start GIVEN DATA

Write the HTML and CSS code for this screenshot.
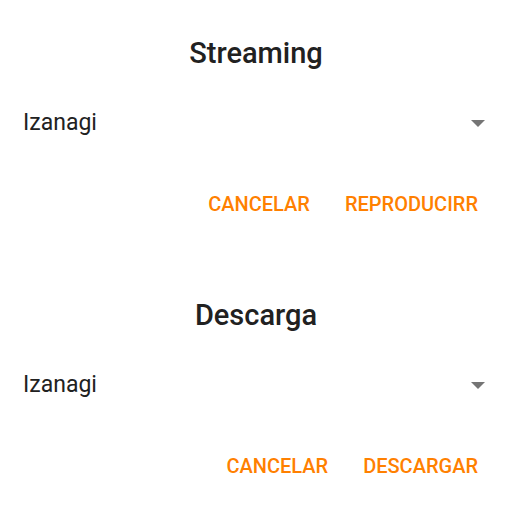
FILE: index.html
```html
<!DOCTYPE html>
<html>
<head>
<meta charset="utf-8">
<link rel="stylesheet" href="styles.css">
</head>
<body>
<div class="stack">
  <section class="dialog">
    <h2 class="title">Streaming</h2>
    <div class="select">
      <span class="value">Izanagi</span>
      <svg class="arrow" width="14" height="7" viewBox="0 0 14 7"><path d="M0 0H14L7 7Z" fill="#757575"/></svg>
    </div>
    <div class="actions">
      <span class="btn">CANCELAR</span>
      <span class="btn">REPRODUCIRR</span>
    </div>
  </section>
  <section class="dialog">
    <h2 class="title">Descarga</h2>
    <div class="select">
      <span class="value">Izanagi</span>
      <svg class="arrow" width="14" height="7" viewBox="0 0 14 7"><path d="M0 0H14L7 7Z" fill="#757575"/></svg>
    </div>
    <div class="actions">
      <span class="btn">CANCELAR</span>
      <span class="btn">DESCARGAR</span>
    </div>
  </section>
</div>
</body>
</html>
```
FILE: styles.css
```css
html, body {
  margin: 0;
  padding: 0;
  background: #ffffff;
  overflow: hidden;
}
body {
  font-family: Roboto, "Liberation Sans", sans-serif;
  width: 512px;
  height: 512px;
}
.stack {
  margin-top: -12px;
  display: flex;
  flex-direction: column;
}
.dialog {
  height: 262px;
  box-sizing: border-box;
  padding-top: 49px;
  display: flex;
  flex-direction: column;
}
.title {
  margin: 0;
  font-size: 29px;
  line-height: 32px;
  font-weight: 500;
  color: #212121;
  text-align: center;
}
.select {
  margin-top: 41px;
  padding: 0 27px 0 23px;
  display: flex;
  align-items: center;
  justify-content: space-between;
}
.value {
  font-size: 23px;
  line-height: 26px;
  color: #212121;
}
.arrow {
  display: block;
}
.actions {
  margin-top: 56px;
  padding-right: 34px;
  display: flex;
  justify-content: flex-end;
  gap: 35px;
}
.btn {
  font-size: 20px;
  line-height: 24px;
  font-weight: 500;
  color: #ff8000;
}
```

end GIVEN DATA

### WHAT TO PRODUCE
Your task is to repeat the data above exactly while excluding the pictures.

### EXERCISE ANSWER
Write the HTML and CSS code for this screenshot.
FILE: index.html
```html
<!DOCTYPE html>
<html>
<head>
<meta charset="utf-8">
<link rel="stylesheet" href="styles.css">
</head>
<body>
<div class="stack">
  <section class="dialog">
    <h2 class="title">Streaming</h2>
    <div class="select">
      <span class="value">Izanagi</span>
      <svg class="arrow" width="14" height="7" viewBox="0 0 14 7"><path d="M0 0H14L7 7Z" fill="#757575"/></svg>
    </div>
    <div class="actions">
      <span class="btn">CANCELAR</span>
      <span class="btn">REPRODUCIRR</span>
    </div>
  </section>
  <section class="dialog">
    <h2 class="title">Descarga</h2>
    <div class="select">
      <span class="value">Izanagi</span>
      <svg class="arrow" width="14" height="7" viewBox="0 0 14 7"><path d="M0 0H14L7 7Z" fill="#757575"/></svg>
    </div>
    <div class="actions">
      <span class="btn">CANCELAR</span>
      <span class="btn">DESCARGAR</span>
    </div>
  </section>
</div>
</body>
</html>
```
FILE: styles.css
```css
html, body {
  margin: 0;
  padding: 0;
  background: #ffffff;
  overflow: hidden;
}
body {
  font-family: Roboto, "Liberation Sans", sans-serif;
  width: 512px;
  height: 512px;
}
.stack {
  margin-top: -12px;
  display: flex;
  flex-direction: column;
}
.dialog {
  height: 262px;
  box-sizing: border-box;
  padding-top: 49px;
  display: flex;
  flex-direction: column;
}
.title {
  margin: 0;
  font-size: 29px;
  line-height: 32px;
  font-weight: 500;
  color: #212121;
  text-align: center;
}
.select {
  margin-top: 41px;
  padding: 0 27px 0 23px;
  display: flex;
  align-items: center;
  justify-content: space-between;
}
.value {
  font-size: 23px;
  line-height: 26px;
  color: #212121;
}
.arrow {
  display: block;
}
.actions {
  margin-top: 56px;
  padding-right: 34px;
  display: flex;
  justify-content: flex-end;
  gap: 35px;
}
.btn {
  font-size: 20px;
  line-height: 24px;
  font-weight: 500;
  color: #ff8000;
}
```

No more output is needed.